When I Was King and Other Verses (1905) is a collection of poetry by Australian poet and author Henry Lawson.

The original edition consisted of 76 poems, representing work that Lawson had published in the years since his previous major collection, Verses, Popular and Humorous was published in 1900.  The book's publisher, Angus and Robertson, also released the collection in two volumes later the same year, titled The Elder Son and When I Was King.  These volumes were released under the publisher's Commonwealth Series of poetry collections and contain roughly half the original contents each.

Contents

Critical reception

A reviewer in The Queenslander noted similarities between this book and a recent volume of poems by Louisa Lawson, the mother of Henry, although there was also something extra to be found in the current book: "Only a few weeks ago the poems of Henry Lawson's mother were noticed in these columns, and though in them there was more gentleness, better taste, more refinement than are found in the verses of the son, yet there is a similarity, if only in the very human tone pervading them and the strong Australian atmosphere.
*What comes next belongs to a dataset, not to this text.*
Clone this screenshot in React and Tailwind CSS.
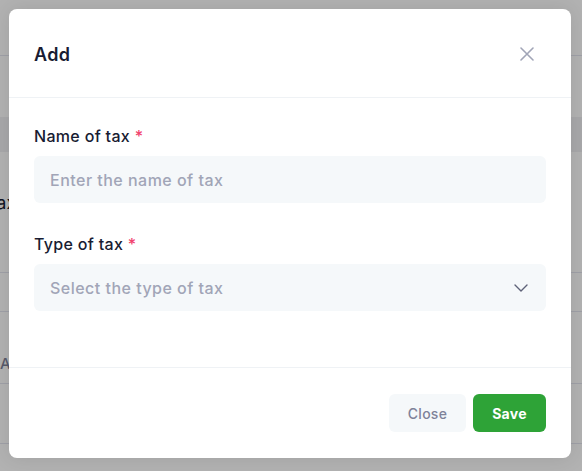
import { ChevronDown } from 'lucide-react';

function Field({ label, placeholder, select = false }) {
  return (
    <div>
      <label className="block mb-2 text-[16px] leading-[23px] tracking-[0.02em] font-medium text-[#181c32]">
        {label} <span className="text-[#f1416c]">*</span>
      </label>
      <div className="flex items-center h-[47px] rounded-md bg-[#f5f8fa] pl-4 pr-[13px]">
        <span className="flex-1 text-[16px] tracking-[0.03em] font-medium text-[#a1a5b7]">{placeholder}</span>
        {select && <ChevronDown className="w-6 h-6 text-[#5e6278]" strokeWidth={1.4} />}
      </div>
    </div>
  );
}

export default function App() {
  return (
    <div className="relative w-[582px] h-[471px] overflow-hidden bg-white font-['Inter',sans-serif]">

      {/* page behind the dialog */}
      <div className="flex flex-col">
        <div className="h-[56px] border-b border-[#e4e6ef]" />
        <div className="h-[61px]" />
        <div className="h-[35px] bg-[#f1f1f4]" />
        <div className="h-[121px] border-b border-[#e4e6ef] pt-[39px]">
          <span className="block -ml-[14px] text-[18px] leading-[24px] text-[#181c32]">Tax</span>
        </div>
        <div className="h-[39px] border-b border-[#e4e6ef]" />
        <div className="h-[72px] border-b border-[#e4e6ef] flex items-end pb-[8px]">
          <span className="text-[15px] font-medium text-[#7e8299]">A</span>
        </div>
        <div className="h-[60px] border-b border-[#e4e6ef]" />
      </div>

      {/* overlay + modal */}
      <div className="absolute inset-0 bg-black/30">
        <div className="ml-[9px] mt-[9px] w-[562px] rounded-lg bg-white shadow-[0_0_20px_rgba(0,0,0,0.1)]">

          <div className="flex items-center justify-between h-[89px] px-[25px] border-b border-[#eff2f5]">
            <h2 className="pt-[2px] text-[18px] tracking-[0.02em] font-semibold text-[#181c32]">Add</h2>
            <button type="button" className="mr-[12px] mt-[2px] text-[#a1a5b7]" aria-label="Close">
              <svg width="14" height="14" viewBox="0 0 14 14" fill="none" stroke="currentColor" strokeWidth="1.6" strokeLinecap="round">
                <path d="M1 1L13 13M13 1L1 13" />
              </svg>
            </button>
          </div>

          <div className="flex flex-col gap-[30px] px-[25px] pt-[27px] pb-[56px]">
            <Field label="Name of tax" placeholder="Enter the name of tax" />
            <Field label="Type of tax" placeholder="Select the type of tax" select />
          </div>

          <div className="flex justify-end gap-[7px] px-[25px] py-[26px] border-t border-[#eff2f5]">
            <button type="button" className="w-[77px] h-[38px] rounded-md bg-[#f5f8fa] text-[14px] tracking-[0.02em] font-medium text-[#7e8299]">
              Close
            </button>
            <button type="button" className="w-[73px] h-[38px] rounded-md bg-[#2ea337] text-[14px] tracking-[0.02em] font-bold text-white">
              Save
            </button>
          </div>

        </div>
      </div>
    </div>
  );
}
Henry Lawson has long since earned the right to be heard in both prose and verse; indeed, he is familiar to readers as are many of the verses in this new volume of his; but yet in one way we find a new Lawson, a man who has evidently upon him the spirit of repentance for something done, and a strong desire to make amends. So strong are these evidences, and so directly put, that it is impossible to dissociate them from a personal application."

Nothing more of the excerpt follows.